В этой книге, документальной и художественной одновременно, через светлую печаль прошедшего времени, трагического в своей сути, я с горькой усмешкой отваживаюсь показать двуединство жизни, применяя шутейную, а кое-где и ёрническую формулу языка, чтобы рассказать о жизненных перипетиях родимого мне человека, близкого, в близком мне времени, иначе, как сказал Великий Классик: «Скушно жить на этом свете, господа».

Ещё: в некоторых эпизодах повести автор становится как будто соглядатаем действий своих героев, хотя в то время его и на свете-то не было!

Но это совсем не так, или вовсе не так – я был в жизни этих близких мне людей, как и они теперь находятся в моей жизни, хотя, увы, их уже нет в нашем мире…

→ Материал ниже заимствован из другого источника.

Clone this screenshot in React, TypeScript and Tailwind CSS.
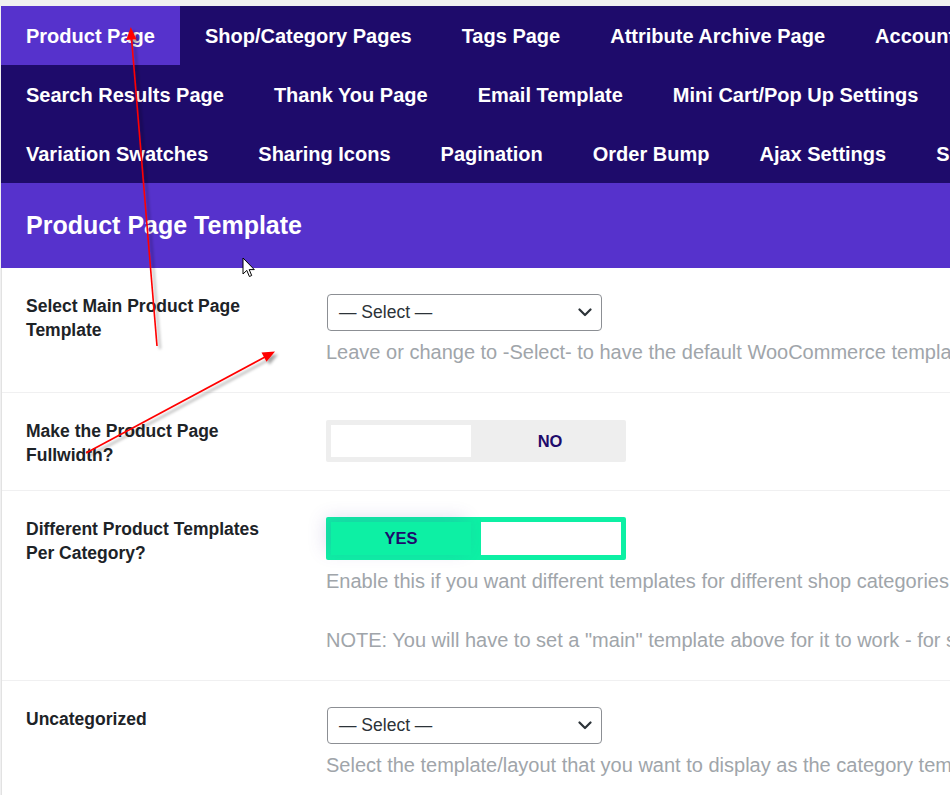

Итак, вот он лежит на моей ладони золотой червонец, доставшийся мне в наследство от моих родителей, высвечивая в опускающихся сумерках осеннего ненастья…»

После такого вступления идут триста с лишним страниц пронзительной, самобытной, исповедальной, талантливейшей прозы, а за ней трогательные, искренние стихи, среди которых и те, которые Аркадий Макаров читал той памятной мне осенью 2014-го про «радость-птицу» и коней, рвущихся гулять на другом берегу, другой стороне. Так и звучат они во мне с несколькими другими, поэтом прочитанными.

Золотую радость-птицу по судьбе ищу-свищу:

Спрячу душу в рукавицу иль на волю отпущу.

А на воле ветер в поле! За рекою – благодать!

Потому и рвутся кони на тот берег погулять.

Наставляли дом и школа на великие дела…

Мы увидимся не скоро, захолустная дыра!

Кровь ударила по жилам. Зашумело в голове.

И подался я по жизни – рупь в кармане, два в уме.

Путь накатанный пологий, да душа ещё слепа,

Не понять ей, – где дорога, где окольная тропа.

Заблудился. Темень пала. Хлещут ветки по глазам.

Вспомнил – мама причитала: «Воротись, сынок, назад!»

Оглянулся… Под горою избы прячутся в траву…

Как я мог назвать дырою то, что родиной зову?

Свет прорезал тьму ночную. Лёг под ноги крест окна…

Дом кричит в трубу печную, где ветёлочка одна.